Wilson also mentions the initial meeting with Robert Graves, and Lawrence’s feedback on Robert’s poems: “After a dinner at All Souls…he met Robert Graves, who had become a member of St. John’s College. He showed great interest in Graves’s poetry, and his comments were evidently of some value…” (627). Flora Armitage adds other incidents described in the play: “At Fullers’ Restaurant for tea with Robert Graves, he caused a momentary flurry amid the teacups by clapping his hands, Eastern fashion to summon the waitress; and once he indulged again in his old sport of roof-climbing in order to hang a crimson Hejazi flag from the pinnacle of All Souls” (Armitage 164).

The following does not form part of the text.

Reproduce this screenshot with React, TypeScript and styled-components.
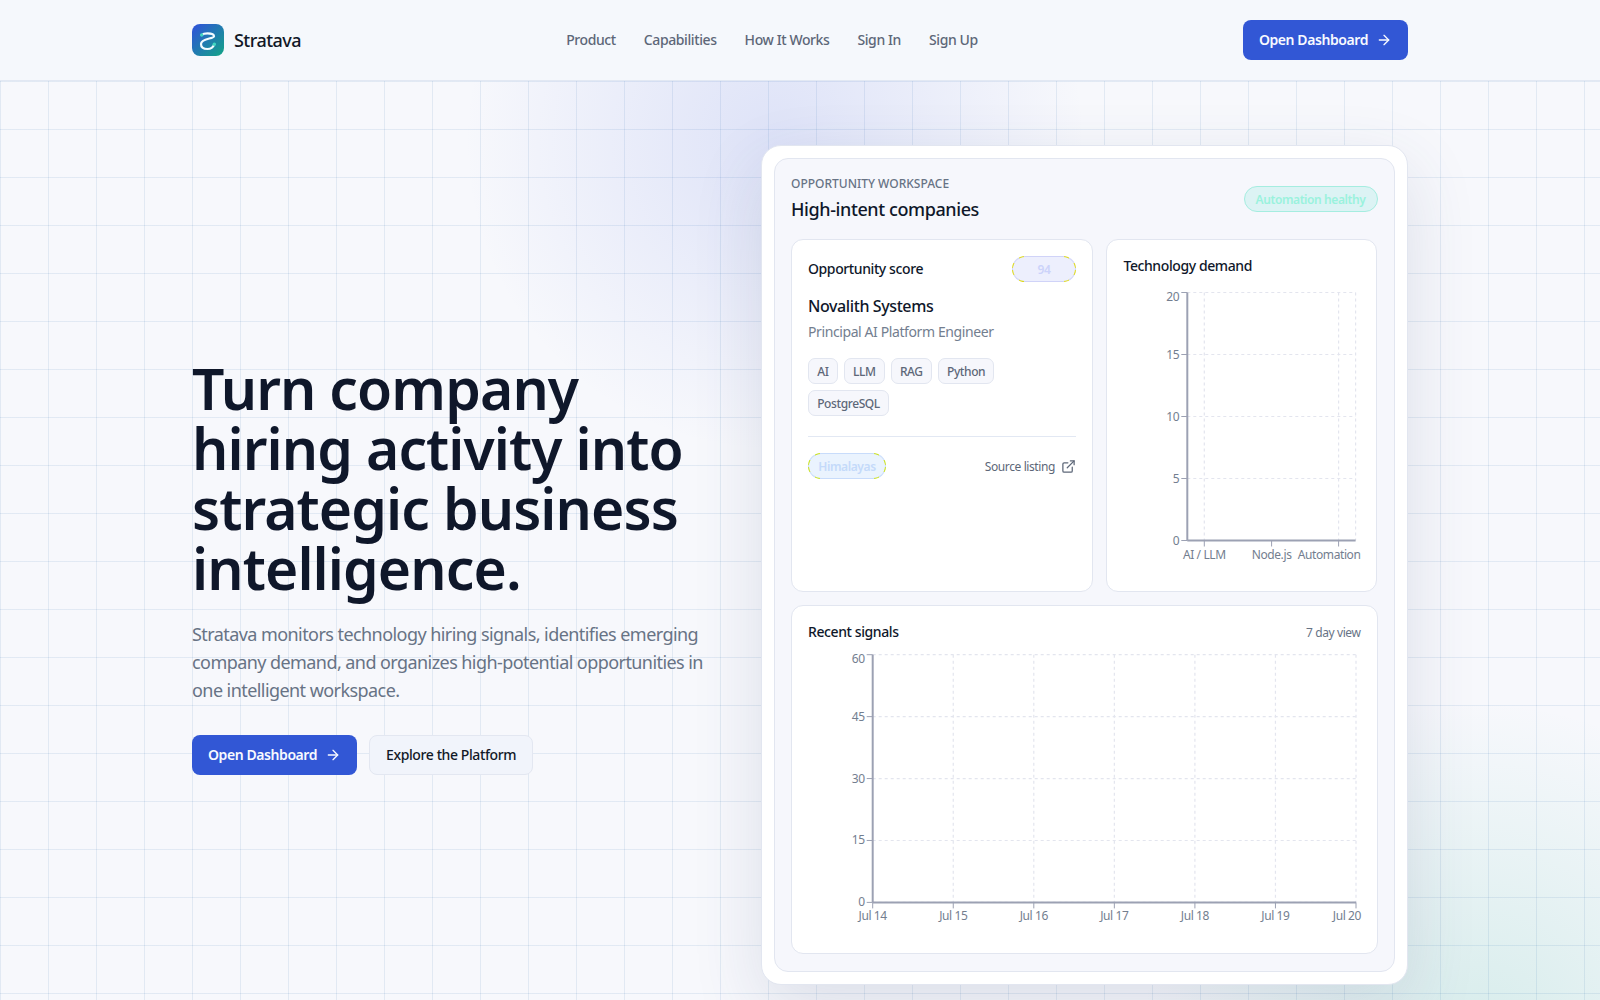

The myth of Lawrence of Arabia as created by Lowell Thomas (and as we know him from Peter O’Toole’s portrayal in David Lean’s film) competes with his efforts to present himself to the other four characters in The Oxford Roof Climber’s Rebellion. For his servant Jack, Lawrence is initially an eccentric charge, but he eventually comes to represent all that is wrong with the British military. For Curzon, Lawrence is a personal nuisance and a political firebomb. For Nancy, Lawrence represents competition for her husband’s time and affection, until she finally meets him and they reconcile. For Robert, Ned is a friend. When Robert invites Ned to “come out of there and be Lawrence of Arabia,” he sparks a powder keg whose explosion has a tremendous impact on the lives of all of these characters, and repercussions beyond the limits of Oxford.